# TASK STATEMENT
Retype the stretch of lines that starts at the line containing "Generate a component" and ends at the line containing "string; meta: string;", inclusive. Do not include pictures.

# DATA EXCERPTS
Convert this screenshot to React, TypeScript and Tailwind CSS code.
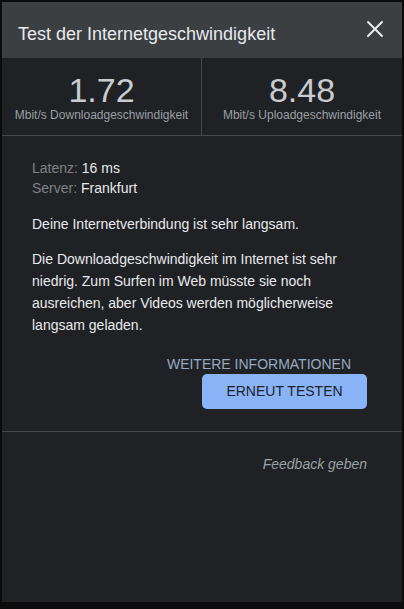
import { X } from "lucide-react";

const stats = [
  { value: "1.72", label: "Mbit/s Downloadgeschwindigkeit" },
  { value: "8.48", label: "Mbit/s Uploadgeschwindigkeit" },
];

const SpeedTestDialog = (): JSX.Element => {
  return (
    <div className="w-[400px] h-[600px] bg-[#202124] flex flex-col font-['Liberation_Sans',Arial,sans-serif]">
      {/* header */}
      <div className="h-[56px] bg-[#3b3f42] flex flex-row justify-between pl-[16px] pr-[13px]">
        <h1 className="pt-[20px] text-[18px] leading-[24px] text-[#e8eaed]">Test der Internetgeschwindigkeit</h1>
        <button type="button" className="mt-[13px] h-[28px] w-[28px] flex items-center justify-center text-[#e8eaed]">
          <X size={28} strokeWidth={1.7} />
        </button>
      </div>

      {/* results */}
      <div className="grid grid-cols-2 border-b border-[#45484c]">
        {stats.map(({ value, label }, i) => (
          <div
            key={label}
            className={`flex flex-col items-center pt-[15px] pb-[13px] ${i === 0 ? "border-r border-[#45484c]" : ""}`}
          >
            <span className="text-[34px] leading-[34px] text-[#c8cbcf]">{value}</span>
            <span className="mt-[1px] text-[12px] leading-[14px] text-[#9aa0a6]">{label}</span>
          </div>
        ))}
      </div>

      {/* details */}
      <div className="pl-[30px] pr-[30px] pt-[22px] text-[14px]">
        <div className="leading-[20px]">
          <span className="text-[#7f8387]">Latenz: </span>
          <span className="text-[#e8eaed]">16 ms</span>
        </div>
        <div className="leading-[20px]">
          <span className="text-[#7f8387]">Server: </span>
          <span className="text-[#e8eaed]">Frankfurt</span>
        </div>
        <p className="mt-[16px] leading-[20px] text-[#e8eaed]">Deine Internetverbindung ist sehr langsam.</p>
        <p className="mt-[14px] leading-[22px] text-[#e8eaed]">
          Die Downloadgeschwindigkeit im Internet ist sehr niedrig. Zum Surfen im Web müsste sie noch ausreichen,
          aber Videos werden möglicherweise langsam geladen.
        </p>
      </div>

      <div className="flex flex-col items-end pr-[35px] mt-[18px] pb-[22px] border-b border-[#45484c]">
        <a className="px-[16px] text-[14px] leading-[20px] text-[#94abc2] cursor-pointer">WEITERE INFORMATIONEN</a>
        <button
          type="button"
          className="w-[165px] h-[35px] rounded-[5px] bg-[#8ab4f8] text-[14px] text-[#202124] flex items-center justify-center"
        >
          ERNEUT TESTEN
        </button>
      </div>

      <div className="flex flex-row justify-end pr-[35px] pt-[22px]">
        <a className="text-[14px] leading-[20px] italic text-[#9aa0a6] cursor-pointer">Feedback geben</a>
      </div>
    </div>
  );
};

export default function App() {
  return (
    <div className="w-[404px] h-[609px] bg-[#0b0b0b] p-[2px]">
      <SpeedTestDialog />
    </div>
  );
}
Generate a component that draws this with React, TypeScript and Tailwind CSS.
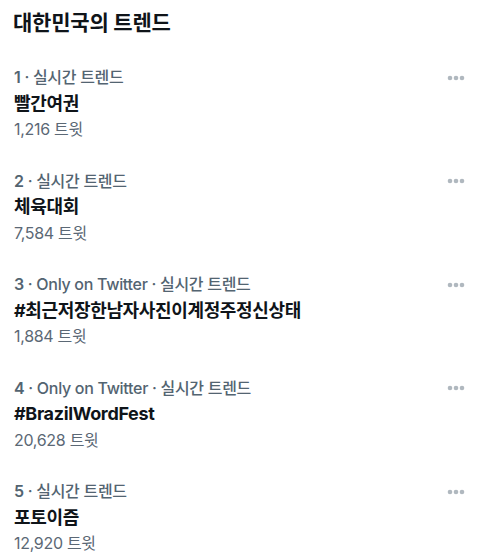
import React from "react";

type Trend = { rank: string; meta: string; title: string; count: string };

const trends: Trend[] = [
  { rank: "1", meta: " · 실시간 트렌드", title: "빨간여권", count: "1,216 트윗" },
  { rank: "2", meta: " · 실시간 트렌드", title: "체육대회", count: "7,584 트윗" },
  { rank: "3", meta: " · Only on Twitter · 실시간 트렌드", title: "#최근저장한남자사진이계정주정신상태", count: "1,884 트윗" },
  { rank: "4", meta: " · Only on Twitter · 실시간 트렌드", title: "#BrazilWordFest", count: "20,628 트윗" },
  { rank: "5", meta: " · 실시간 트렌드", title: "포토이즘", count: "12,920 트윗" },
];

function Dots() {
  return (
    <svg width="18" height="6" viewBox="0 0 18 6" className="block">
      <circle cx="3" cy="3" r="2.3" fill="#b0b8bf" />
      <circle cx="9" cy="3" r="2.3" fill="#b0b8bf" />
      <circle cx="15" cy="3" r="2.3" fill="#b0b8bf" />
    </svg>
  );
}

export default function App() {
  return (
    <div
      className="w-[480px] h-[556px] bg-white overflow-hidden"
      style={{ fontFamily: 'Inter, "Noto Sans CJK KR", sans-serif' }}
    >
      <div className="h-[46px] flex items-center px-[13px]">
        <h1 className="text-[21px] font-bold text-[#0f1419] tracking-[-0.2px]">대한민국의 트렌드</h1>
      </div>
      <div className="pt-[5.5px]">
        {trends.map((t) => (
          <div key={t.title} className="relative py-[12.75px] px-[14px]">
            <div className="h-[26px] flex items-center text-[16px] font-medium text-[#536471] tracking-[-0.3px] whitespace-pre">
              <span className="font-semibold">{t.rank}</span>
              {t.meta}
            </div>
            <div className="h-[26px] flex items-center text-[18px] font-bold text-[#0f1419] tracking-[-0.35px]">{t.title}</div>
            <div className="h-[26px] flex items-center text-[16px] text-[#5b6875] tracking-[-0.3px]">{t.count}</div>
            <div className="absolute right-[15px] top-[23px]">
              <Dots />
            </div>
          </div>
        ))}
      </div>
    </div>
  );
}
==
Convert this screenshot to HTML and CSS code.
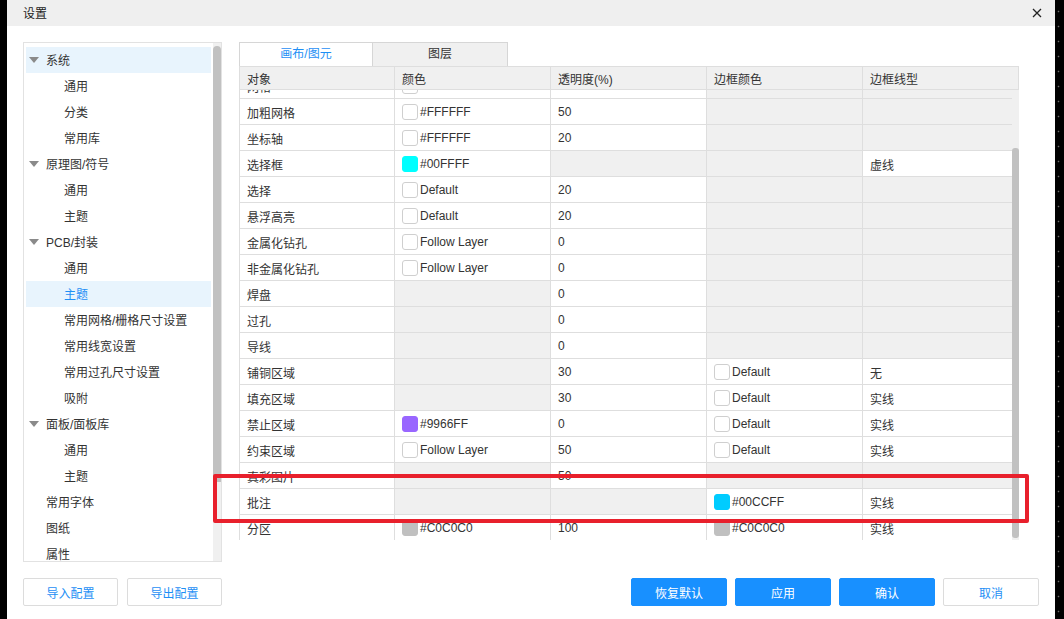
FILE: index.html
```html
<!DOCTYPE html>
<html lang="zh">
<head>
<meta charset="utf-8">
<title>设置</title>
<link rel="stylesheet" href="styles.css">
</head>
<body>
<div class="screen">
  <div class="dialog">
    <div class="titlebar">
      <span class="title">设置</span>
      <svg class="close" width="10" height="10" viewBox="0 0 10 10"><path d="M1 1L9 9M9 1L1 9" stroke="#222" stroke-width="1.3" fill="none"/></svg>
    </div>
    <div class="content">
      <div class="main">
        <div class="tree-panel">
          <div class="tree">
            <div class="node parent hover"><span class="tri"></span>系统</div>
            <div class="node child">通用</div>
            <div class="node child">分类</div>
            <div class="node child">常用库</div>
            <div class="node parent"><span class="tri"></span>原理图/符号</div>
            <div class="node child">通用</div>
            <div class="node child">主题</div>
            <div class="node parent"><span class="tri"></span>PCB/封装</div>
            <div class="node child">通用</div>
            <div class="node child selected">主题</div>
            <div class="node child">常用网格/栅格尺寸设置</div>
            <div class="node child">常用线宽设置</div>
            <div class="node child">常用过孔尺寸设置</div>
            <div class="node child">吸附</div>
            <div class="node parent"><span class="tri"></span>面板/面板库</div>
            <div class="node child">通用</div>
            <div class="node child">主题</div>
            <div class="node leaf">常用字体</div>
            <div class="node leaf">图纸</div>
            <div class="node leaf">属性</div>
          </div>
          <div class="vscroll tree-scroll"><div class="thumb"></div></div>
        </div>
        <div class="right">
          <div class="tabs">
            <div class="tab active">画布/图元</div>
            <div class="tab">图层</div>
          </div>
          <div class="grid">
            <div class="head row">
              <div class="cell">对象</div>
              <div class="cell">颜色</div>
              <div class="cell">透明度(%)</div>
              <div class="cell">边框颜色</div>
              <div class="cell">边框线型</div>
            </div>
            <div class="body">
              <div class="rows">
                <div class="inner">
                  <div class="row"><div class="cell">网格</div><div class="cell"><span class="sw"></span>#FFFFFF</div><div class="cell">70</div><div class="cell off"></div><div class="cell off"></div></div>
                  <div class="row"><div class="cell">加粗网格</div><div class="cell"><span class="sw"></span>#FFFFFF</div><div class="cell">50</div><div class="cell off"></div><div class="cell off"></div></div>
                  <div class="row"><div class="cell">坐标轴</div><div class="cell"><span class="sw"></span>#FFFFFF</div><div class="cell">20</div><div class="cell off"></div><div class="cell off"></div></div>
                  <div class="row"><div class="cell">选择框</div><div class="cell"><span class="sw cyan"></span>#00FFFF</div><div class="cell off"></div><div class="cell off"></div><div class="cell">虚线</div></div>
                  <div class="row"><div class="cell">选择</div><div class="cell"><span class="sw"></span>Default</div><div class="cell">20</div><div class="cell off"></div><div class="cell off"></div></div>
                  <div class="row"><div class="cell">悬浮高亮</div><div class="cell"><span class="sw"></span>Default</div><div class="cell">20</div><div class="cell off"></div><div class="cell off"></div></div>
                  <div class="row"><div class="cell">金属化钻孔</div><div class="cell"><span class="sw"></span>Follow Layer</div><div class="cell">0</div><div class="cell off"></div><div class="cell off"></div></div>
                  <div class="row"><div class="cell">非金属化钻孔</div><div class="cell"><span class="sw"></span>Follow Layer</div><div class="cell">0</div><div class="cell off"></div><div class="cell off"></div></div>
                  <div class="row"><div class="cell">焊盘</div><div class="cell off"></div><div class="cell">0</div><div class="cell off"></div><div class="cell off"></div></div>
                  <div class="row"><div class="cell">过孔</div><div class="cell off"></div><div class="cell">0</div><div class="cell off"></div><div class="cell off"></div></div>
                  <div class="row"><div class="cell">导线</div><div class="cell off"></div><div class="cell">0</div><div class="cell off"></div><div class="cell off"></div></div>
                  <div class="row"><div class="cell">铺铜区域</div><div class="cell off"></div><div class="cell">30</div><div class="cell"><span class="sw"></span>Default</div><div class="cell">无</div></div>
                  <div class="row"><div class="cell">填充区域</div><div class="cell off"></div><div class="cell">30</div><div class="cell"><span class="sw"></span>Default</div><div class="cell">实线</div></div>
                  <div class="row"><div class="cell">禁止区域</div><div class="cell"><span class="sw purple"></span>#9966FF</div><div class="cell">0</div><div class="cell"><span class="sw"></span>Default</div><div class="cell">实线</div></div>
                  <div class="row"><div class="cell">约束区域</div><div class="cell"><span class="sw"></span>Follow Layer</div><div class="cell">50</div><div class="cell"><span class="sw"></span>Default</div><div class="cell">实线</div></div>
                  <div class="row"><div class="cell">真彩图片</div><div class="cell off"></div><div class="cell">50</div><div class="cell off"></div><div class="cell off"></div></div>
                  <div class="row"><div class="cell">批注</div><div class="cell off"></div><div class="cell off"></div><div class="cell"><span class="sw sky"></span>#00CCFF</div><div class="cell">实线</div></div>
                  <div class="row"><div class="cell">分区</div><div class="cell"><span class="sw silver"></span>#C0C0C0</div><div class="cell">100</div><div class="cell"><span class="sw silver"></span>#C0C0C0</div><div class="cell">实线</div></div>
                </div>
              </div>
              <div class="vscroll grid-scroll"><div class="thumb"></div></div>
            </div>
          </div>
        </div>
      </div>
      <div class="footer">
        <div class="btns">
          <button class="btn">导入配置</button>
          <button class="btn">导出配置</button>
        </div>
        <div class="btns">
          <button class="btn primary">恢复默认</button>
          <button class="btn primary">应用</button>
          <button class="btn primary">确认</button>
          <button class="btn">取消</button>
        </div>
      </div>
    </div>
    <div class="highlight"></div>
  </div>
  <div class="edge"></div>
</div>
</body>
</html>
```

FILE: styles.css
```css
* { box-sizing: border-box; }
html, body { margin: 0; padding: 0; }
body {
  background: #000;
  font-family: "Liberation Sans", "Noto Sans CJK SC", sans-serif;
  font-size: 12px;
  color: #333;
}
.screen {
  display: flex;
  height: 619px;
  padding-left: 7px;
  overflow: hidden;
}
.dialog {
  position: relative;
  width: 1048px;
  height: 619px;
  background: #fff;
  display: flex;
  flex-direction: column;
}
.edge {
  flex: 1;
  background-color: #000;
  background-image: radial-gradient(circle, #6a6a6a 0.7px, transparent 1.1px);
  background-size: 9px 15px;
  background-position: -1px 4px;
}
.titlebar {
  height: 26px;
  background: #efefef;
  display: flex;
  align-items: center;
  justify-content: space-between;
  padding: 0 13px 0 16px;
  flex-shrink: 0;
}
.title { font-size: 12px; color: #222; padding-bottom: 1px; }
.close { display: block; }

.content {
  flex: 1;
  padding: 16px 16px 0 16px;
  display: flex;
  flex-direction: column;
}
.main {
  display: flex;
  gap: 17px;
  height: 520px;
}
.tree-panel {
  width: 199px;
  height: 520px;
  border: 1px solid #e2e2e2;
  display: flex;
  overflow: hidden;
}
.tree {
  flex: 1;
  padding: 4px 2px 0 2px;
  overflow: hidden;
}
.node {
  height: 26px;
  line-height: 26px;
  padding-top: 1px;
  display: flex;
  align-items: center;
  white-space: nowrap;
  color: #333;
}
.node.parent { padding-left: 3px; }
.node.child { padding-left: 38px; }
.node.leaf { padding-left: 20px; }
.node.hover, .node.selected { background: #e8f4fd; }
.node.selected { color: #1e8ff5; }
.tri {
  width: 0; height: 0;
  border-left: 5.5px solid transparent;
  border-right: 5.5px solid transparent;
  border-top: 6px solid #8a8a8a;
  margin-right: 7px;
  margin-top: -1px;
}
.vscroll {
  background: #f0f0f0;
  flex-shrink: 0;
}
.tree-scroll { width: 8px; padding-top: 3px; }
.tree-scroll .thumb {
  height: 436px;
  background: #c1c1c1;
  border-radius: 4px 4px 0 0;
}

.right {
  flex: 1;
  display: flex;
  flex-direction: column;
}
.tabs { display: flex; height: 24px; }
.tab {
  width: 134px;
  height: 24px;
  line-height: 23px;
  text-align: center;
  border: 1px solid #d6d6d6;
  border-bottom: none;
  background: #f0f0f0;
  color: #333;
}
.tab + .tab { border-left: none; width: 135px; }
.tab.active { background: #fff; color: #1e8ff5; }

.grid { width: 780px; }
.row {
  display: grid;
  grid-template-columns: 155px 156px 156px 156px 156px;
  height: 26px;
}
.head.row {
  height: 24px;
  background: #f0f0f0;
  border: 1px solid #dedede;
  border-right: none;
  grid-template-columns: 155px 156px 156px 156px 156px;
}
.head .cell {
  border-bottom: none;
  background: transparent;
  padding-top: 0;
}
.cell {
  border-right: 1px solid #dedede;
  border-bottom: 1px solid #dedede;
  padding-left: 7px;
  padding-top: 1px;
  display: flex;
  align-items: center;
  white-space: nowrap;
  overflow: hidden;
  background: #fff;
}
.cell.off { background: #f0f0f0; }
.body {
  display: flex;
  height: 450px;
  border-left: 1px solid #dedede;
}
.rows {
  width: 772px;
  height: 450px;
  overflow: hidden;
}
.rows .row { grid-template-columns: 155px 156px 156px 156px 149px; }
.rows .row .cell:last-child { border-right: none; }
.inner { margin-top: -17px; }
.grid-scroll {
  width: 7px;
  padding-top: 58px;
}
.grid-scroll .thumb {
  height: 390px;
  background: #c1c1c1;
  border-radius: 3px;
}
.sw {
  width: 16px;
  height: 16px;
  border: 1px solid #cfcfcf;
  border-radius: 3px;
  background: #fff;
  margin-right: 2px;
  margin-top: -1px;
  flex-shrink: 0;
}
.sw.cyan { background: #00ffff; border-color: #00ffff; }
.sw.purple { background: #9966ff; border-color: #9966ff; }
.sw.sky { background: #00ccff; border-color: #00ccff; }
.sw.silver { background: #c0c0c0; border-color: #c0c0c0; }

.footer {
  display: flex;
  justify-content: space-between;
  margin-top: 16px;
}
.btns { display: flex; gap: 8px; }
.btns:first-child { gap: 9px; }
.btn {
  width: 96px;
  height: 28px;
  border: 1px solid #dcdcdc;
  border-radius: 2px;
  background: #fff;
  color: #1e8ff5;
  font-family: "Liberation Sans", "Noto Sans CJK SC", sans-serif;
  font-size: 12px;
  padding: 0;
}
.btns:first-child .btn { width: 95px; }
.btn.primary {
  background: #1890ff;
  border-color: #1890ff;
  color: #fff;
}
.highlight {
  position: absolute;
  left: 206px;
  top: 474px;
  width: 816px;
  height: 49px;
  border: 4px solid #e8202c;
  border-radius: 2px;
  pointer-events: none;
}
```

# FULL RESPONSE
Generate a component that draws this with React, TypeScript and Tailwind CSS.
import React from "react";

type Trend = { rank: string; meta: string; title: string; count: string };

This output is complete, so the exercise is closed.